For Clark, logic is the way God thinks. “The law of contradiction is not to be taken as an axiom prior to or independent of God. The law is God thinking.” – Gordon H. Clark, An Introduction to Christian Philosophy, p. 67. Since logic is how God thinks and He is eternal, for Clark logic is uncreated.
“This sort of thing occurs in the controversy which Van Til and I engaged in for some years. He would say that I make logic superior to God. Well, that’s sorta nonsense. Logic is the way God thinks. And God’s thinking isn’t superior to him, that’s the way He is.” – Gordon H. Clark, “John Frame and Cornelius Van Til”, audio lecture.
11. How Knowledge is Justified.
Clark is an externalist, Van Til is an internalist. That is, Clark held that the justification of true beliefs which makes them knowledge is by factors outside of man – namely, the Holy Spirit enlightening the mind to propositions of the Scriptures. This issue was never debated between the two men, but is an observation from studying their respective epistemologies.
Clark was a historic premillenialist, Van Til an amillennialist.
“The present volume advocates premillennialism, though in a manner that many premillenarians will not like. For it is to be feared that premillenarians are their own worst enemies. Why may become somewhat clear as the end approaches. At any rate, the argument of the present volume is not so much that the Bible teaches it unmistakably, as that postmilennialism and amillennialism can in no way be fitted into the Biblical data, and hence only premillenarianism is left.” – Gordon H. Clark, “Eschatology,” First Lessons in Theology.
13. Lapsarianism (the Logical Order of God’s decrees)

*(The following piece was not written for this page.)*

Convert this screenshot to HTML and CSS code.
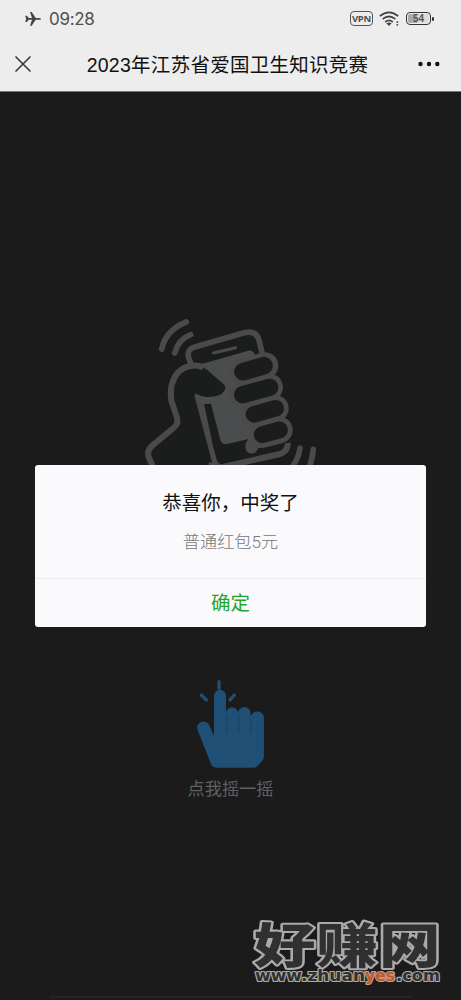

Clark held to a form of surpalapsarianism. See here: https://douglasdouma.com/2014/06/02/the-supralapsarianism-of-gordon-h-clark/
Van Til held to infralapsarianism.
Edit 9/12/2017 – Van Til actually seems to have held to neither infralapsarianism nor supralapsarianism, preferring instead to “Avoid extremes,” and references Bavinck for his position. See: Van Til, Common Grace & The Gospel, Presbyterian and Reformed, 1972, p. 145-146.